Quali sono gli artisti?

Nel nostro programma artistico ci sono Arjan Martins, che nei suoi dipinti parla delle tratte di schiavi afro-atlantiche, Maxwell Alexandre crea un ritratto crudo della società contemporanea delle favelas di Rio, narcotraffico, armi, religione evangelica, faglie di educazione pubblica ma anche la cultura funky e “empoderamento” afro (è un neologismo che identifica un senso di legittimazione e di potere all’interno della società); Opavivará! è un collettivo che tratta temi sociali sempre con ironia creando opere compartecipative; Vivian Caccuri utilizza musica e installazioni sonore per discutere di politiche sociali e condizionamenti storici e politici nelle comunità più disagiate e Guilherme Vaz ha vissuto molti anni in Amazzonia convivendo con tribù indigene.

Può descrivere qualche opera?

Il collettivo Opavivarà, nell’opera «Pajecumin» (“Sciamano bambino”, curumin parola di origine tupi che definisce bambino indigeno) esposto nella mostra «Utupya» alla Tate Liverpool (27/4 al 4/6/2018) è un “dispositivo relazionale” che intreccia due pratiche tipicamente brasiliane: quella popolare e tradizionale sciamanica della cura e la pratica popolare dei buffet self-service inserendo questo collage nel contesto dell’arte contemporanea (prezzi da 15-40mila dollari). Maxwell Alexandre nella serie «Reprovados» (“Rimandati”) non vuole solo dipingere gli abitanti delle favelas in situazioni di malessere, impoverimento ma in posizioni di potere (i prezzi vanno da 1.500 a 15mila $); Arjan Martins elabora pitture cartografiche che documentano il commercio di schiavi dall’Africa al Brasile. Nell’opera «Americas» le tratte afro-atlantiche prendono la forma di grandi caravelle, sestanti e globi terrestri come se trasportassero tutto il peso degli schiavi deportati (prezzi da 5-40mila $).

Chi compra le opere di questi artisti?

Importanti istituzioni brasiliane (Pinacoteca di San Paolo, Itau Cultural, Fondazione Pipa), musei internazionali come il Pérez Art Museum Miami sono stati tra i primi a comprare opere di Arjan Martin, la Pinacoteca di San Paolo ha anche comprato la prima opera che abbiamo esposto di Maxwell Alexandre.

Sono presenti in manifestazioni nazionali o internazionali?

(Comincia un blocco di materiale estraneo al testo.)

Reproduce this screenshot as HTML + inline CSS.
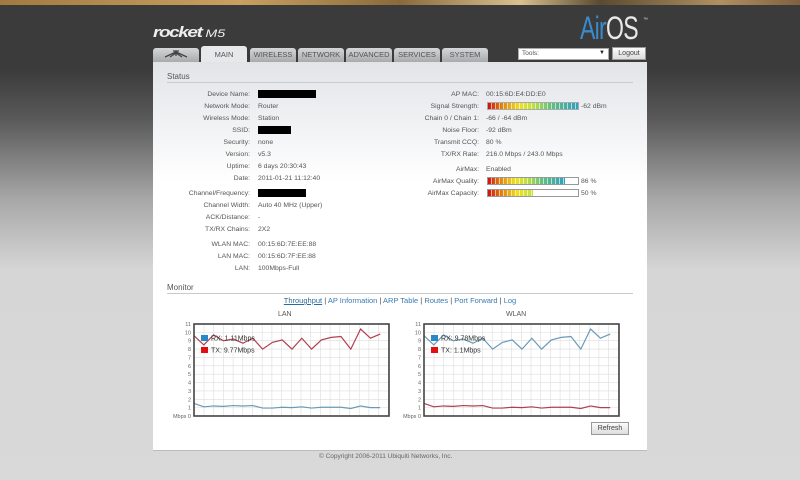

Arjan Martins ha partecipato alla Mercosul Biennial 11 e ora è nella short list per il Premio Pipa 2018 che sarà proclamato il prossimo settembre, Maxwell Alexandre con «Histórias afro-atlânticas» al MASP e Instituto Tomie Ohtake. Pensando ad altri artisti Ayrson Heráclito era nel Padiglione degli Sciamani alla Biennale di Venezia 2017.